#### SHORT TASK
Skip pictures in the listing below; copy exactly the lines from the one with "Output the component" through the one with "const [picked, setPicked] = useState(0);", inclusive.

====== INPUT ======

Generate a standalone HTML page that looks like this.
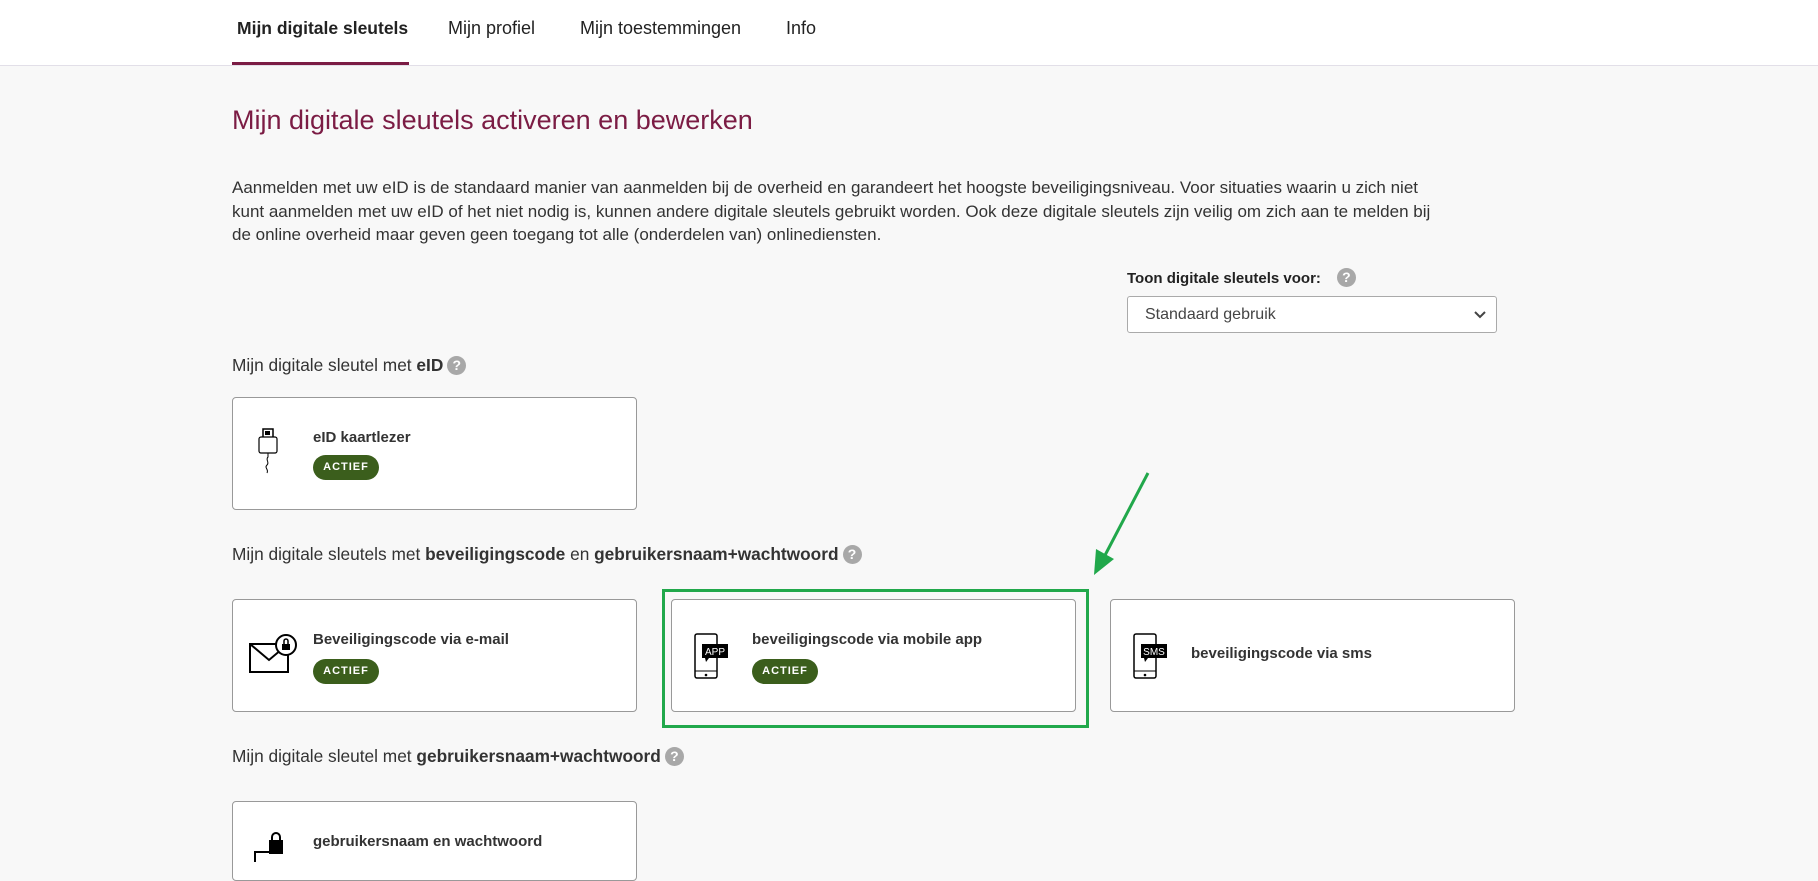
<!DOCTYPE html>
<html><head><meta charset="utf-8"><style>
*{box-sizing:border-box;margin:0;padding:0}
body{width:1818px;height:853px;overflow:hidden;background:#f8f8f8;font-family:"Liberation Sans",sans-serif;color:#333;position:relative}
.nav{position:absolute;left:0;top:0;width:1818px;height:66px;background:#fff;border-bottom:1px solid #e2dfe8}
.nav span{position:absolute;top:18px;font-size:18px;color:#222}
.ul{position:absolute;left:232px;top:62px;width:177px;height:3px;background:#7b1c44}
.a{position:absolute;white-space:nowrap}
h1{position:absolute;left:232px;top:105px;font-size:27px;font-weight:normal;color:#7b1c44}
.p{position:absolute;left:232px;top:176px;width:1500px;white-space:nowrap;font-size:17px;line-height:23.5px;color:#333}
.h2{font-size:17.3px;color:#333}
.q{display:inline-block;width:19px;height:19px;border-radius:50%;background:#a8a8a8;color:#fff;font-size:14px;font-weight:bold;text-align:center;line-height:19px;vertical-align:1px;margin-left:4px}
.card{position:absolute;width:405px;height:113px;background:#fff;border:1px solid #999;border-radius:4px}
.card .t{position:absolute;left:80px;font-size:15px;font-weight:bold;color:#333}
.badge{position:absolute;left:80px;width:66px;height:25px;border-radius:13px;background:#3b5e1c;color:#fff;font-size:11px;font-weight:bold;letter-spacing:1px;text-align:center;line-height:25px}
.card svg{position:absolute}
.sel{position:absolute;left:1127px;top:296px;width:370px;height:37px;background:#fff;border:1px solid #aaa;border-radius:3px;font-size:16px;color:#444;padding:9px 0 0 17px}
</style></head><body>
<div class="nav">
<span style="left:237px;font-weight:bold;font-size:17.5px">Mijn digitale sleutels</span>
<span style="left:448px">Mijn profiel</span>
<span style="left:580px">Mijn toestemmingen</span>
<span style="left:786px">Info</span>
</div>
<div class="ul"></div>
<h1>Mijn digitale sleutels activeren en bewerken</h1>
<div class="p">Aanmelden met uw eID is de standaard manier van aanmelden bij de overheid en garandeert het hoogste beveiligingsniveau. Voor situaties waarin u zich niet<br>kunt aanmelden met uw eID of het niet nodig is, kunnen andere digitale sleutels gebruikt worden. Ook deze digitale sleutels zijn veilig om zich aan te melden bij<br>de online overheid maar geven geen toegang tot alle (onderdelen van) onlinediensten.</div>
<div class="a" style="left:1127px;top:268px;font-size:15px;font-weight:bold;color:#222">Toon digitale sleutels voor:<span class="q" style="margin-left:16px">?</span></div>
<div class="sel">Standaard gebruik<svg style="position:absolute;right:10px;top:14px" width="12" height="8" viewBox="0 0 12 8"><path d="M1 1l5 5 5-5" stroke="#444" stroke-width="2" fill="none"/></svg></div>

<div class="a h2" style="left:232px;top:355px">Mijn digitale sleutel met <b>eID</b><span class="q">?</span></div>
<div class="card" style="left:232px;top:397px">
<svg style="left:25px;top:30px" width="20" height="50" viewBox="0 0 20 50"><rect x="5" y="1" width="10" height="9" fill="#fff" stroke="#000" stroke-width="1.5"/><rect x="7" y="3" width="5" height="4" fill="#000"/><rect x="1" y="9" width="18" height="16" rx="2" fill="#fff" stroke="#000" stroke-width="1.2"/><path d="M10 25v4c-3 3 2 5-1 8s2 4 0 8" stroke="#000" fill="none"/></svg>
<div class="t" style="top:31px">eID kaartlezer</div>
<div class="badge" style="top:57px">ACTIEF</div>
</div>

<div class="a h2" style="left:232px;top:544px">Mijn digitale sleutels met <b>beveiligingscode</b> en <b>gebruikersnaam+wachtwoord</b><span class="q">?</span></div>
<div class="card" style="left:232px;top:599px">
<svg style="left:16px;top:34px" width="48" height="40" viewBox="0 0 48 40"><rect x="1" y="10" width="38" height="28" fill="#fff" stroke="#000" stroke-width="2"/><path d="M1 10l19 16 19-16" stroke="#000" stroke-width="2" fill="none"/><circle cx="37" cy="11" r="10" fill="#fff" stroke="#000" stroke-width="2"/><rect x="33" y="10" width="8" height="6" fill="#000"/><path d="M35 10v-3a2 2 0 0 1 4 0v3" stroke="#000" fill="none" stroke-width="1.5"/></svg>
<div class="t" style="top:31px">Beveiligingscode via e-mail</div>
<div class="badge" style="top:59px">ACTIEF</div>
</div>
<div style="position:absolute;left:662px;top:589px;width:427px;height:139px;border:3px solid #21a84b"></div>
<div class="card" style="left:671px;top:599px">
<svg style="left:22px;top:33px" width="36" height="48" viewBox="0 0 36 48"><rect x="1" y="1" width="22" height="44" rx="2" fill="#fff" stroke="#000" stroke-width="1.5"/><line x1="1" y1="38" x2="23" y2="38" stroke="#000"/><circle cx="12" cy="42" r="1.3" fill="#000"/><rect x="8" y="11" width="26" height="14" fill="#000"/><path d="M11 25l1 4 3-4z" fill="#000"/><text x="21" y="22" font-size="10" fill="#fff" text-anchor="middle" font-family="Liberation Sans">APP</text></svg>
<div class="t" style="top:31px">beveiligingscode via mobile app</div>
<div class="badge" style="top:59px">ACTIEF</div>
</div>
<div class="card" style="left:1110px;top:599px">
<svg style="left:22px;top:33px" width="36" height="48" viewBox="0 0 36 48"><rect x="1" y="1" width="22" height="44" rx="2" fill="#fff" stroke="#000" stroke-width="1.5"/><line x1="1" y1="38" x2="23" y2="38" stroke="#000"/><circle cx="12" cy="42" r="1.3" fill="#000"/><rect x="8" y="11" width="26" height="14" fill="#000"/><path d="M11 25l1 4 3-4z" fill="#000"/><text x="21" y="22" font-size="10" fill="#fff" text-anchor="middle" font-family="Liberation Sans">SMS</text></svg>
<div class="t" style="top:45px">beveiligingscode via sms</div>
</div>

<svg style="position:absolute;left:1080px;top:465px" width="80" height="115" viewBox="0 0 80 115"><line x1="68" y1="8" x2="22" y2="96" stroke="#21a84b" stroke-width="3"/><path d="M14 110l2-26 18 10z" fill="#21a84b"/></svg>

<div class="a h2" style="left:232px;top:746px">Mijn digitale sleutel met <b>gebruikersnaam+wachtwoord</b><span class="q">?</span></div>
<div class="card" style="left:232px;top:801px;height:80px">
<svg style="left:20px;top:30px" width="40" height="30" viewBox="0 0 40 30"><rect x="16" y="8" width="14" height="14" fill="#000"/><path d="M19 8v-3a4 4 0 0 1 8 0v3" stroke="#000" stroke-width="2" fill="none"/><path d="M2 30v-10h14" stroke="#000" stroke-width="2" fill="none"/></svg>
<div class="t" style="top:31px">gebruikersnaam en wachtwoord</div>
</div>
</body></html>
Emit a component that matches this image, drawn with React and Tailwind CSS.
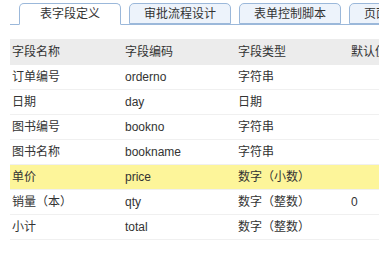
const tabs = ["表字段定义", "审批流程设计", "表单控制脚本", "页面布局设计"];

const rows = [
  ["订单编号", "orderno", "字符串", ""],
  ["日期", "day", "日期", ""],
  ["图书编号", "bookno", "字符串", ""],
  ["图书名称", "bookname", "字符串", ""],
  ["单价", "price", "数字（小数）", "", true],
  ["销量（本）", "qty", "数字（整数）", "0"],
  ["小计", "total", "数字（整数）", ""],
];

export default function App() {
  return (
    <div
      className="w-[379px] h-[258px] bg-white overflow-hidden text-[12px] text-[#333]"
      style={{ fontFamily: '"Liberation Sans", "Noto Sans CJK SC", sans-serif' }}
    >
      {/* Tabs */}
      <div className="ml-[10px] pt-[3px] flex items-end gap-[8px] pl-[9px] border-b border-[#9bb8da] w-[460px]">
        {tabs.map((t, i) => (
          <div
            key={t}
            className={
              "shrink-0 w-[102px] h-[21px] flex items-center justify-center border border-[#9bb8da] rounded-t-[5px] " +
              (i === 0 ? "bg-white border-b-white -mb-px h-[22px]" : "bg-[#edf3fb]")
            }
          >
            {t}
          </div>
        ))}
      </div>

      {/* Table */}
      <div className="ml-[10px] mt-[14px] w-[440px]">
        <div className="flex h-[26px] items-center bg-[#ececec]">
          <div className="w-[113px] pl-[2px]">字段名称</div>
          <div className="w-[113px] pl-[2px]">字段编码</div>
          <div className="w-[113px] pl-[2px]">字段类型</div>
          <div className="w-[100px] pl-[2px]">默认值</div>
        </div>
        {rows.map((r) => (
          <div
            key={r[1]}
            className={
              "flex h-[25px] items-center border-b border-[#f0f0f0] " +
              (r[4] ? "bg-[#fdf59a]" : "")
            }
          >
            <div className="w-[113px] pl-[2px]">{r[0]}</div>
            <div className="w-[113px] pl-[2px]">{r[1]}</div>
            <div className="w-[113px] pl-[2px]">{r[2]}</div>
            <div className="w-[100px] pl-[2px]">{r[3]}</div>
          </div>
        ))}
      </div>
    </div>
  );
}
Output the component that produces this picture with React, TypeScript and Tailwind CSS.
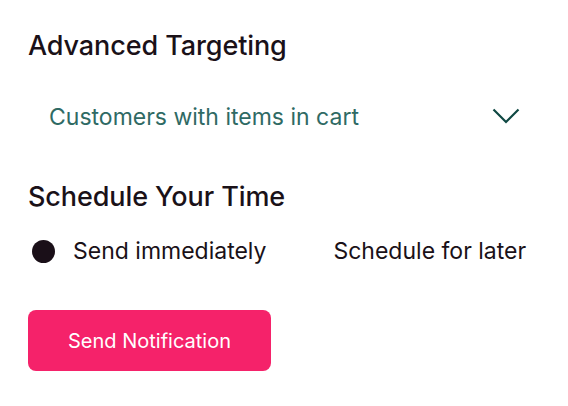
import { useState } from "react";

const options = ["Send immediately", "Schedule for later"];

export default function App() {
    const [picked, setPicked] = useState(0);

    return (
        <div className="w-[568px] h-[406px] bg-white px-7 pt-[30px]" style={{ fontFamily: "Inter, 'Noto Sans', sans-serif" }}>
            <h2 className="text-[27px] leading-[32px] font-medium text-[#1a1118] tracking-[-0.1px]">Advanced Targeting</h2>

            <div className="mt-[35px] flex items-center justify-between pl-[21px] pr-[20px] h-[40px]">
                <span className="text-[23px] leading-[28px] text-[#2f6a64]">Customers with items in cart</span>
                <svg width="28" height="16" viewBox="0 0 28 16" fill="none" className="mt-[-2px]">
                    <path d="M1.5 1.5 L14 14 L26.5 1.5" stroke="#0f4843" strokeWidth="2.2" />
                </svg>
            </div>

            <h2 className="mt-[44px] text-[27px] leading-[32px] font-medium text-[#1a1118] tracking-[-0.1px]">Schedule Your Time</h2>

            <div className="mt-[22px] flex items-center gap-[67px] h-[32px]">
                {options.map((label, i) => (
                    <button key={label} onClick={() => setPicked(i)} className="flex items-center gap-[18px]">
                        {picked === i && <span className="ml-[4px] w-[23px] h-[23px] rounded-full bg-[#1a0f18]" />}
                        <span className="text-[23px] leading-[28px] text-[#1a1118]">{label}</span>
                    </button>
                ))}
            </div>

            <button className="mt-[43px] w-[243px] h-[61px] rounded-[8px] bg-[#f5226a] text-white text-[20px]">
                Send Notification
            </button>
        </div>
    );
}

======

#### EXERCISE ANSWER
Output the component that produces this picture with React, TypeScript and Tailwind CSS.
import { useState } from "react";

const options = ["Send immediately", "Schedule for later"];

export default function App() {
    const [picked, setPicked] = useState(0);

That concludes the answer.